Do I Get Half of My Husband’s 401(k) in a Divorce?

In many cases, yes—you may be entitled to a portion of your husband’s 401(k) in a divorce, particularly if the funds were earned during the marriage. However, whether you get exactly half depends on a few key factors, including your state’s laws and the specific circumstances of your case.

1. Marital vs. Separate Property

Generally, 401(k) funds accumulated during the marriage are considered marital property. This means they are subject to division during a divorce. Any contributions made before the marriage are typically considered separate property and may not be divided.

2. State Laws Matter

  • Community Property States (like California, Texas, Arizona): Courts usually split marital assets 50/50. In these states, you’re more likely to receive half of the 401(k) accrued during the marriage.
  • Equitable Distribution States (the majority of states): Assets are divided fairly, but not necessarily equally. The court considers factors such as each spouse’s income, contributions to the marriage, and future financial needs. You might get less or more than half, depending on the situation.

3. Qualified Domestic Relations Order (QDRO)

To receive your portion of a 401(k), a court must issue a Qualified Domestic Relations Order.
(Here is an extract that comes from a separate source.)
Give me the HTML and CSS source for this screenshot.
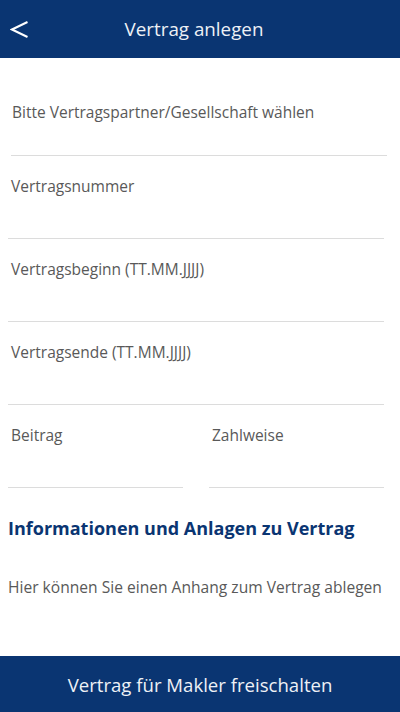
FILE: index.html
```html
<!DOCTYPE html>
<html>
<head>
    <meta charset="UTF-8">
    <title>Vertrag anlegen</title>
    <link rel="stylesheet" href="styles.css">
</head>
<body>
    <div class="page">
        <div class="header">
            <span class="back">
                <svg width="20" height="20" viewBox="0 0 20 20">
                    <polyline points="17.5,2 2,9.5 17.5,17" fill="none" stroke="#fff" stroke-width="2"/>
                </svg>
            </span>
            <h1>Vertrag anlegen</h1>
        </div>

        <div class="content">
            <div class="field first">
                <label>Bitte Vertragspartner/Gesellschaft wählen</label>
            </div>
            <div class="field">
                <label>Vertragsnummer</label>
            </div>
            <div class="field">
                <label>Vertragsbeginn (TT.MM.JJJJ)</label>
            </div>
            <div class="field">
                <label>Vertragsende (TT.MM.JJJJ)</label>
            </div>
            <div class="field-row">
                <div class="field">
                    <label>Beitrag</label>
                </div>
                <div class="field">
                    <label>Zahlweise</label>
                </div>
            </div>

            <h2>Informationen und Anlagen zu Vertrag</h2>
            <p class="hint">Hier können Sie einen Anhang zum Vertrag ablegen</p>
        </div>

        <div class="footer">Vertrag für Makler freischalten</div>
    </div>
</body>
</html>
```
FILE: styles.css
```css
body {
    margin: 0;
    font-family: "Open Sans", "Liberation Sans", sans-serif;
    background: #fff;
}
.page {
    width: 400px;
    height: 712px;
    display: flex;
    flex-direction: column;
}
.header {
    height: 58px;
    background: #0a3572;
    display: flex;
    align-items: center;
    justify-content: center;
    padding-right: 12px;
    position: relative;
}
.header h1 {
    margin: 0;
    font-size: 18.8px;
    font-weight: 400;
    color: #eef1f6;
}
.back {
    position: absolute;
    left: 10px;
    top: 20px;
    width: 20px;
    height: 20px;
}
.content {
    flex: 1;
    padding: 24px 16px 0 8px;
}
.field {
    padding: 19px 0 41px;
    border-bottom: 1px solid #dcdcdc;
}
.field.first {
    margin: 0 -3px 0 3px;
    padding-bottom: 32px;
}
.field label {
    display: block;
    font-size: 15.5px;
    line-height: 22px;
    color: #595959;
    padding-left: 3px;
}
.field.first label {
    padding-left: 1px;
}
.field-row {
    display: flex;
    gap: 26px;
}
.field-row .field {
    flex: 1;
}
h2 {
    margin: 28px 0 0;
    font-size: 18px;
    line-height: 24px;
    font-weight: 700;
    color: #0a3572;
}
.hint {
    margin: 36px 0 0;
    font-size: 15.6px;
    line-height: 22px;
    color: #595959;
}
.footer {
    height: 56px;
    background: #0a3572;
    color: #eef1f6;
    font-size: 18.6px;
    display: flex;
    align-items: center;
    justify-content: center;
}
```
This legal document instructs the plan administrator to divide the retirement account according to the divorce agreement, without triggering taxes or early withdrawal penalties.

4. Negotiated Settlements

Some couples choose to divide assets differently through negotiation. For example, one spouse may keep the full 401(k) while the other receives a greater share of home equity or other assets to offset the balance.

Bottom Line:

You’re not automatically entitled to exactly half of your husband’s 401(k), but you do have a legal claim to part of it if the funds were earned during the marriage. To understand your rights fully, consult with a divorce attorney familiar with your state’s laws.